L.R. Knost: Knost’s philosophy also emphasizes the holistic development of children. She believes in nurturing not just the intellectual or behavioural aspects but also children’s emotional and spiritual well-being. Knost says, “Every day, in a hundred small ways, our children ask, ‘Do you hear me? Do you see me? Do I matter?’ Their behaviour often reflects our response.”

Alfie Kohn: Kohn’s approach aligns with holistic development by focusing on children’s emotional and psychological well-being as much as their behavioural outcomes. He emphasizes the importance of addressing children’s underlying needs and feelings, believing this is key to their overall development.


In sharing these insights and the interplay between Montessori at home, L.R. Knost’s gentle parenting, and Alfie Kohn’s unconditional parenting, I am acutely aware that each parenting journey is as unique as the child at its heart. What resonates and works for one family may not for another, and that’s the beauty of this journey. It’s a path of discovery, not just for our children but for us as parents, too.

I hope that in sharing these overlaps and how they’ve woven into my own experience, I’ve provided some food for thought, a spark of inspiration, or even just a moment of recognition. Whether you find a piece of your own parenting style reflected here or discover new ideas to explore, remember that the essence of good parenting lies in the love and intention behind our actions.

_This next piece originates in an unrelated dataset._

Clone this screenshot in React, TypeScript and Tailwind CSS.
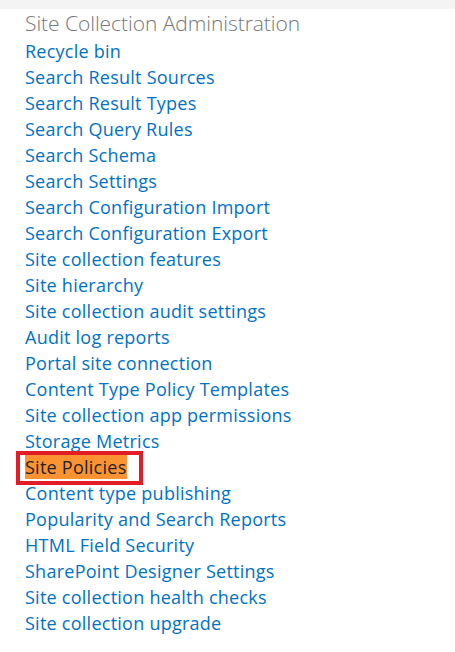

As we navigate the highs and lows, the triumphs and challenges of raising our children, let’s do so with the understanding that there’s no one-size-fits-all approach. Each day presents an opportunity to learn, grow, and love more deeply. If this exploration of these three influential parenting philosophies has offered even a small measure of support or guidance on your unique journey, then it has fulfilled its purpose.


Let’s continue to share, learn, and grow in our roles as parents, always remembering that the most profound lessons often come from the little ones we are guiding.